Furthermore, ancients egyptians known about all those properties of the mind, since they name "chamber of Isis" the cavity into the brain that is making resonating the wave into the primal brain ( This cavity contains also the pituary gland). Hermetic knowledge also knew about it and named it, in the Table of Emeraud "the Hall of Amenti", pretending that it is where the great gods have their powers.
I don't know that much about thoses subject, but as you spoke about some esoteric knowledge and but them in the lines of your post with scientific knowledge and as we discussed about the very interesting but unfortunately highly complex possibility to unify Science and mysticism, I thought I would be a good idea to put theses points here, So that we could continue to discuss about them.
Another point came to my mind about the relation between magic and matter. Dr Israel regardie points out into his famous article
"The art of True Healing", a system of energy that described in the same way that chakkra does, the different centres of the body.
Interestingly, whereas hindus used as centers some that are located from the belly to the head, Regardie is speaking about a centering classification that include the "chinese doors" of the feet where the Qi Yang of the ground is entering the body and where the Qi Yin of the sky is going out.
He is using elements in his classification ( Earth, Water, Fire, Air and Spirit) that are corresponding to differents qualities of the beings,
Water for fluidity and unconscious energy flowing, Earth for stability, Fire for spontaneity and feelings, Air for changing and softness and Spirit to qualify what qabalist name the "Crown" or "Nothingness of the Wu ji" ( in chinese terminology).
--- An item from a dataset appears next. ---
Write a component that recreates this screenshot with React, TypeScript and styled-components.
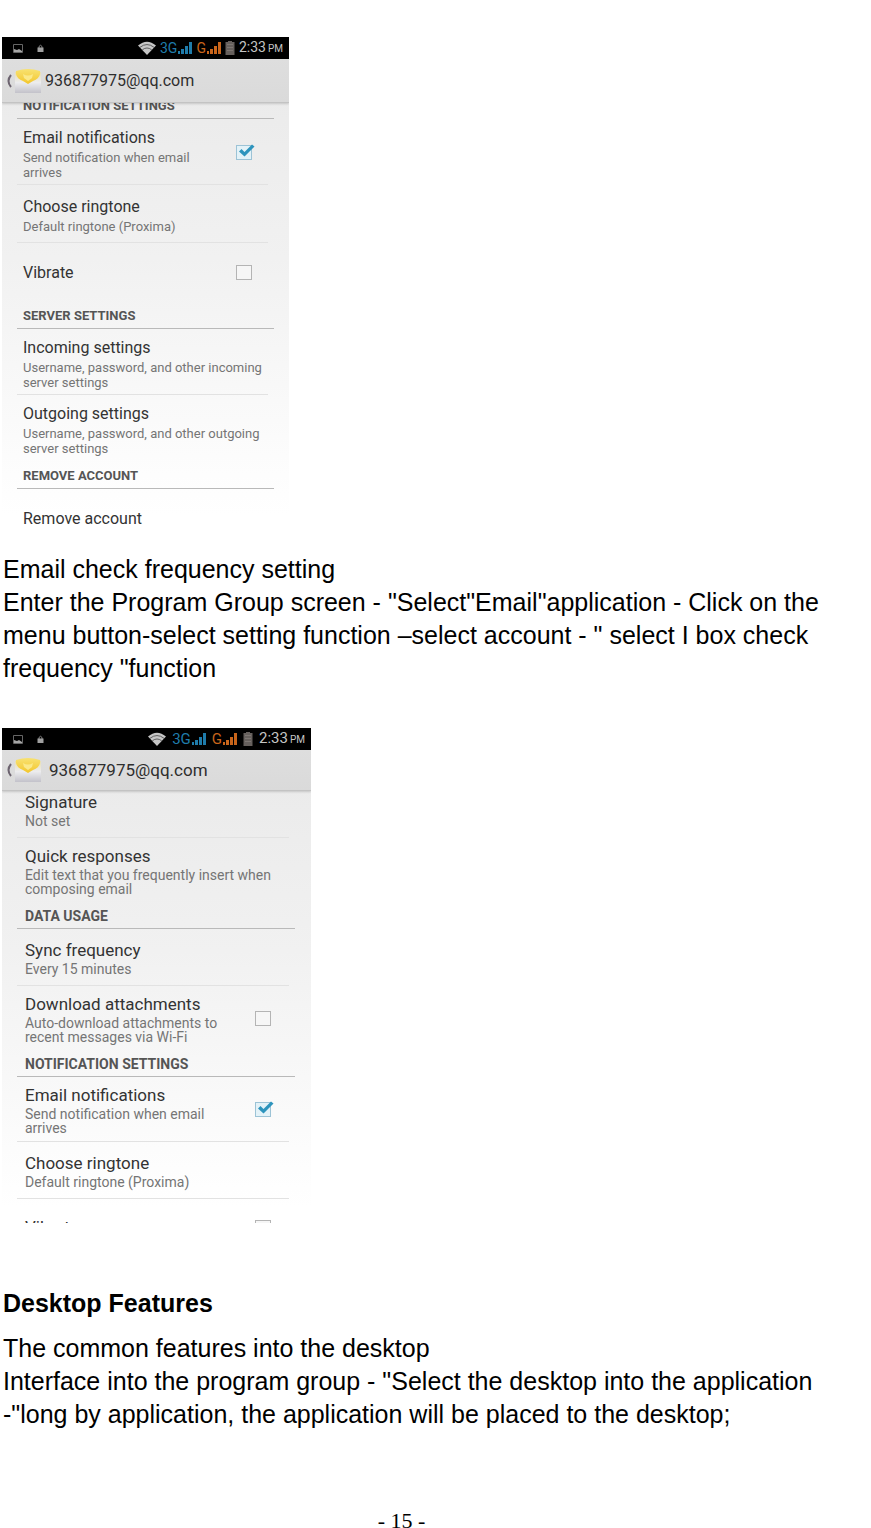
import React from "react";
import styled, { createGlobalStyle, ThemeProvider } from "styled-components";

interface Metrics {
  width: number;
  height: number;
  barHeight: number;
  headerHeight: number;
  inset: number;
  textInset: number;
  endInset: number;
  checkInset: number;
  account: number;
  accountGap: number;
  clock: number;
  title: number;
  note: number;
  noteLine: number;
  category: number;
  categoryHeight: number;
  single: number;
  double: number;
  rowTop: number;
  scrolled: number;
  statusGap: number;
}

const narrow: Metrics = {
  width: 287, height: 492, barHeight: 22, headerHeight: 44,
  inset: 15, textInset: 6, endInset: 15, checkInset: 16,
  account: 16, accountGap: 4, clock: 14, title: 16, note: 13, noteLine: 15, category: 13,
  categoryHeight: 28, single: 58, double: 66, rowTop: 2, scrolled: 12, statusGap: 4,
};

const wide: Metrics = {
  width: 309, height: 495, barHeight: 22, headerHeight: 41,
  inset: 15, textInset: 8, endInset: 16, checkInset: 18,
  account: 17, accountGap: 8, clock: 15, title: 17, note: 14, noteLine: 14, category: 14,
  categoryHeight: 26, single: 57, double: 65, rowTop: 0, scrolled: 10, statusGap: 6,
};

const m = (key: keyof Metrics) => ({ theme }: { theme: any }) => `${theme[key]}px`;

const GlobalStyle = createGlobalStyle`
  *, *::before, *::after { box-sizing: border-box; }
  body {
    margin: 0;
    background: #fff;
    color: #000;
    font-family: "Liberation Sans", Arial, sans-serif;
  }
`;

const Page = styled.main`
  display: flex;
  flex-direction: column;
  padding: 37px 0 0 2px;
`;

const Prose = styled.section<{ $top: number }>`
  margin-top: ${(p) => p.$top}px;
  padding: 0 48px 0 1px;
  font-size: 25px;
  line-height: 33px;
`;

const Paragraph = styled.p`
  margin: 0;
`;

const Heading = styled.h2`
  margin: 0 0 12px;
  font-size: 25px;
  line-height: 33px;
  font-weight: 700;
`;

const PageNumber = styled.footer`
  margin-top: 82px;
  padding-right: 70px;
  text-align: center;
  font-family: "Liberation Serif", "Times New Roman", serif;
  font-size: 22px;
  line-height: 15px;
`;

const Screen = styled.section<{ $top?: number }>`
  display: flex;
  flex-direction: column;
  width: ${m("width")};
  max-width: 100%;
  height: ${m("height")};
  margin-top: ${(p) => p.$top ?? 0}px;
  overflow: hidden;
  background: linear-gradient(#e9e9e9, #f1f1f1 45%, #fcfcfc 85%, #fff 97%);
  font-family: Roboto, sans-serif;
  color: #333;
`;

const StatusBar = styled.div`
  display: flex;
  flex: none;
  align-items: center;
  gap: ${m("statusGap")};
  height: ${m("barHeight")};
  padding: 0 6px 0 11px;
  background: #000;
  font-size: ${m("clock")};
  line-height: 20px;
  color: #c4c4c4;
`;

const Notices = styled.div`
  display: flex;
  align-items: center;
  gap: 14px;
  margin-right: auto;
`;

const Network = styled.span<{ $color: string }>`
  display: flex;
  align-items: center;
  gap: 1px;
  color: ${(p) => p.$color};
`;

const Clock = styled.span`
  display: flex;
  align-items: baseline;
  gap: 2px;
`;

const Meridiem = styled.span`
  font-size: 10px;
`;

const Header = styled.header`
  position: relative;
  display: flex;
  flex: none;
  align-items: center;
  height: ${m("headerHeight")};
  padding-left: 3px;
  background: linear-gradient(#dedede, #dadada);
  border-bottom: 1px solid #c3c3c3;
  box-shadow: 0 1px 2px rgba(0, 0, 0, 0.16);
`;

const BackButton = styled.button`
  display: flex;
  align-items: center;
  padding: 0;
  border: 0;
  background: none;
`;

const Account = styled.h3`
  margin: 0 0 0 ${m("accountGap")};
  font-size: ${m("account")};
  line-height: 24px;
  font-weight: 400;
  color: #2e2e2e;
`;

const List = styled.div`
  display: flex;
  flex: none;
  flex-direction: column;
  margin-top: -${m("scrolled")};
  padding: 0 ${m("endInset")} 0 ${m("inset")};
`;

const Category = styled.h4`
  display: flex;
  align-items: flex-end;
  height: ${m("categoryHeight")};
  margin: 0;
  padding: 0 0 4px ${m("textInset")};
  border-bottom: 1px solid #b9b9b9;
  font-size: ${m("category")};
  line-height: 16px;
  font-weight: 700;
  color: #555;
`;

const Row = styled.label<{ $double: boolean; $last: boolean }>`
  display: flex;
  align-items: center;
  justify-content: space-between;
  min-height: ${({ theme, $double }: any) => ($double ? theme.double : theme.single)}px;
  margin-right: 6px;
  padding: ${m("rowTop")} 0 0 ${m("textInset")};
  border-bottom: 1px solid ${(p) => (p.$last ? "transparent" : "#e2e2e2")};
`;

const RowText = styled.span`
  display: flex;
  flex-direction: column;
`;

const Title = styled.span`
  font-size: ${m("title")};
  line-height: 24px;
`;

const Note = styled.span`
  font-size: ${m("note")};
  line-height: ${m("noteLine")};
  color: #757575;
  white-space: pre;
`;

const CheckHolder = styled.span`
  position: relative;
  display: flex;
  flex: none;
  margin-right: ${m("checkInset")};
`;

const CheckBox = styled.input`
  appearance: none;
  width: 16px;
  height: 15px;
  margin: 0;
  border: 1px solid #b4b4b4;
  background: #f6f6f6;

  &:checked {
    border-color: #9cc3d6;
    background: #e3f2f8;
  }
`;

const Tick = styled.svg`
  position: absolute;
  left: 0;
  top: -2px;
  pointer-events: none;
`;

const WifiIcon = () => (
  <svg width="18" height="14" viewBox="0 0 18 14" aria-hidden="true">
    <path d="M0 4.6Q9-3 18 4.600L9 14Z" fill="#c6c6c6" />
    <path d="M2 6.300Q9 .8 16 6.300M4.300 8.800Q9 5.200 13.700 8.800" fill="none" stroke="#444" strokeWidth=".8" />
  </svg>
);

const SignalIcon = () => (
  <svg width="14" height="12" viewBox="0 0 14 12" fill="currentColor" aria-hidden="true">
    <path d="M0 9h2v3H0zM3 7h3v5H3zM7 4h3v8H7zM11 0h3v12h-3z" />
  </svg>
);

const BatteryIcon = () => (
  <svg width="10" height="14" viewBox="0 0 10 14" aria-hidden="true">
    <path d="M3 0h4v1h2.500v13H.5V1H3z" fill="#66605d" />
    <path d="M2 3.500h6M2 6.500h6M2 9.500h6" stroke="#7d7672" />
  </svg>
);

const PictureIcon = () => (
  <svg width="10" height="9" viewBox="0 0 10 9" aria-hidden="true">
    <path d="M.5.5h9v8h-9z" fill="none" stroke="#666" />
    <path d="M1 8V5l3 1 2-1 3 2v1z" fill="#a5a5a5" />
  </svg>
);

const LockIcon = () => (
  <svg width="7" height="9" viewBox="0 0 7 9" aria-hidden="true">
    <path d="M2 4V2.500Q3.500 0 5 2.500V4" fill="none" stroke="#888" />
    <path d="M.5 3.500h6V8h-6z" fill="#a0a0a0" />
  </svg>
);

const MailIcon = () => (
  <svg width="26" height="26" viewBox="0 0 26 26" aria-hidden="true">
    <defs>
      <linearGradient id="mail-paper" x2="0" y2="1">
        <stop offset="0" stopColor="#e9dfb0" />
        <stop offset=".5" stopColor="#ececee" />
        <stop offset="1" stopColor="#c3c2ca" />
      </linearGradient>
      <linearGradient id="mail-flap" x2="0" y2="1">
        <stop offset="0" stopColor="#f8e272" />
        <stop offset="1" stopColor="#f3c62c" />
      </linearGradient>
    </defs>
    <path d="M0 4h26v21H0z" fill="url(#mail-paper)" />
    <path d="M1 3Q13-1 25 3v3q-1 5-7 7l-5 3-5-3Q2 11 1 6Z" fill="url(#mail-flap)" />
    <path d="M8 6q5 3 10 0l-1 4-4 3-4-3z" fill="#fbe98a" />
  </svg>
);

interface Setting {
  title: string;
  note?: string;
  checked?: boolean;
  last?: boolean;
}

const SettingRow = ({ title, note, checked, last = false }: Setting) => (
  <Row as={checked === undefined ? "div" : "label"} $double={!!note && note.includes("\n")} $last={last}>
    <RowText>
      <Title>{title}</Title>
      {note && <Note>{note}</Note>}
    </RowText>
    {checked !== undefined && (
      <CheckHolder>
        <CheckBox type="checkbox" defaultChecked={checked} />
        {checked && (
          <Tick width="20" height="16" viewBox="0 0 20 16" aria-hidden="true">
            <path d="M3 8.500 5.500 6 8.500 9 16 1.500 18.500 3.500 8.500 13.500Z" fill="#2d94bd" />
          </Tick>
        )}
      </CheckHolder>
    )}
  </Row>
);

const PhoneScreen = ({ metrics, top, children }: { metrics: Metrics; top?: number; children: React.ReactNode }) => (
  <ThemeProvider theme={metrics}>
    <Screen $top={top}>
      <StatusBar>
        <Notices>
          <PictureIcon />
          <LockIcon />
        </Notices>
        <WifiIcon />
        <Network $color="#1f7cab">3G <SignalIcon /></Network>
        <Network $color="#c9651b">G <SignalIcon /></Network>
        <BatteryIcon />
        <Clock>2:33 <Meridiem>PM</Meridiem></Clock>
      </StatusBar>
      <Header>
        <BackButton type="button" aria-label="Back">
          <svg width="10" height="14" viewBox="0 0 10 14" aria-hidden="true">
            <path d="M6 1Q1 7 6 13" fill="none" stroke="#6d6470" strokeWidth="2" />
          </svg>
          <MailIcon />
        </BackButton>
        <Account>936877975@qq.com</Account>
      </Header>
      <List>{children}</List>
    </Screen>
  </ThemeProvider>
);

export default function App() {
  return (
    <>
      <GlobalStyle />
      <Page>
        <PhoneScreen metrics={narrow}>
          <Category>NOTIFICATION SETTINGS</Category>
          <SettingRow title="Email notifications" note={"Send notification when email\narrives"} checked />
          <SettingRow title="Choose ringtone" note="Default ringtone (Proxima)" />
          <SettingRow title="Vibrate" checked={false} last />
          <Category>SERVER SETTINGS</Category>
          <SettingRow title="Incoming settings" note={"Username, password, and other incoming\nserver settings"} />
          <SettingRow title="Outgoing settings" note={"Username, password, and other outgoing\nserver settings"} last />
          <Category>REMOVE ACCOUNT</Category>
          <SettingRow title="Remove account" last />
        </PhoneScreen>
        <Prose $top={24}>
          <Paragraph>Email check frequency setting</Paragraph>
          <Paragraph>
            Enter the Program Group screen - "Select"Email"application - Click on the menu button-select
            setting function –select account - " select I box check frequency "function
          </Paragraph>
        </Prose>
        <PhoneScreen metrics={wide} top={43}>
          <SettingRow title="Signature" note="Not set" />
          <SettingRow title="Quick responses" note={"Edit text that you frequently insert when\ncomposing email"} last />
          <Category>DATA USAGE</Category>
          <SettingRow title="Sync frequency" note="Every 15 minutes" />
          <SettingRow title="Download attachments" note={"Auto-download attachments to\nrecent messages via Wi-Fi"} checked={false} last />
          <Category>NOTIFICATION SETTINGS</Category>
          <SettingRow title="Email notifications" note={"Send notification when email\narrives"} checked />
          <SettingRow title="Choose ringtone" note="Default ringtone (Proxima)" />
          <SettingRow title="Vibrate" checked={false} last />
        </PhoneScreen>
        <Prose $top={64}>
          <Heading>Desktop Features</Heading>
          <Paragraph>The common features into the desktop</Paragraph>
          <Paragraph>
            Interface into the program group - "Select the desktop into the application -"long by
            application, the application will be placed to the desktop;
          </Paragraph>
        </Prose>
        <PageNumber>- 15 -</PageNumber>
      </Page>
    </>
  );
}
Obviously, to each of this center is associated a sphere of the "middle pillar" of the qabalistic tree of life: Earth center is associated to Malkuth, The water center is associated to Yesod, the Fire center to Tiphareth, the Air center to Daath (the invisible sephirah) and the last one the Spirit center to Kether.
The others spheres ( Hod and Netzach are associated to collateral areas around the hips, Geburah and Chesed to collateral ares around the shoulders and Binah and Chokmah collaterals areas around the head).
If we are to take the idea of 10 dimension Universe imposed by supergravity theory and we are applying it in an analogic model to the spehiroth as you did in the post and if we consider my own analgy about the gravities principles ( both Galileo & Einstein relativity principles) should we not conclude, that, in the same sense that the macrocosmic universe is governed in the realm of perception (Malkuth sphere) by Physical property says by the "White light principles", the realm of the mind obeys to the same principles of supergravity but not in the same laws, fixed by the "Blue light principles"?
So the theory of the holomouvement made by Bohm has his own analogus in the realm of the mind and this is called the astral World or as Dr Israel regardie named it " the collective unconscious"?

i know that those analogy are audacious but they should not remain unfunded, since many practicionners of High magic would attest that astral world is actually a coeherent understanding of the universe, even if it can be, in my sense applied directly to physics laws since it belong both to the principles of psychology and to the principles of functionning of the human brain.

mathieu said...

I always make this mistakes I wrote 'even if it can be' at the end this post but I was thinking 'even if it can't be'. Sorry about that.

Pegasus said...

A fascinating post and full of interesting possibilities...

Its late out here in Helsinki! I will respond tomorrow... When I am bright and breezy but, yes, I think you are right about all of it.

Before I go though... theories of Lights in Kabbalah go much further than White and Blue Light, as it happens. I don't have my copy of the Zohar with me out here but I will copy out its comments on Lights later. Needless to say they also identified a Violet Light which ruled everything...

Take care Mathieu! Can I ask how you found this Blog?

mathieu said...

Indeed I am very interesting to know about the theory of light you are talking about from the Zohar point of view.
I found this blog by a friend that gave me the adress and this friend told me that she was an admistrator of that blog.
I heard about the view of Dion Fortune of the 7 rays light. but When I talked about Blue light here, it was from my own point of view and from the theory of the rays of light from Dion fortune;

Pegasus said...

An administrator of this Blog? Interesting! As far as I know I am the administrator! Wait... was she referring to a Group on Facebook rather than this Blog?

mathieu said...

Yes something like this. You said 'she' so you probably know to whom I am refering to.

Pegasus said...

Actually I didn't. I thought it might be someone else... But 'she' has revealed herself to me so I do now! Lol!

Pegasus said...

Here is an interesting quote from the Hermetica which seems to correspond completely with Bohm's idea of Wholeness and the Explicate/Implicate Orders:

"God is whole and constant. In himself he is motionless, yet he is self-moving... He is hidden yet obvious everywhere. His being is known through thought alone, yet we see his form before our eyes. He is bodiless yet embodied in everything. There is nothing which he is not... He is the unity of all things... He is the Whole which contains everything. He is One, not two. He is all, not many. The All is not many separate things, but the Oneness that subsumes the parts. The All and the One are identical. You think that things are many when you view them as separate, but when you see they all hang on the One and flow from the One you will realise they are united - linked together and connected by a chain of Being from the highest to the lowest, all subject to the will of God"

THE HERMETICA (Trans Sir Walter Scott ISBN 1873616147)

Wierdly I discovered this on Wikipedia on the Discussion page of an article on Bohm. Who do you think posted it? ME!!! I had completey forgotten! It was about a year or so ago!!!!! My younger self helping my older self!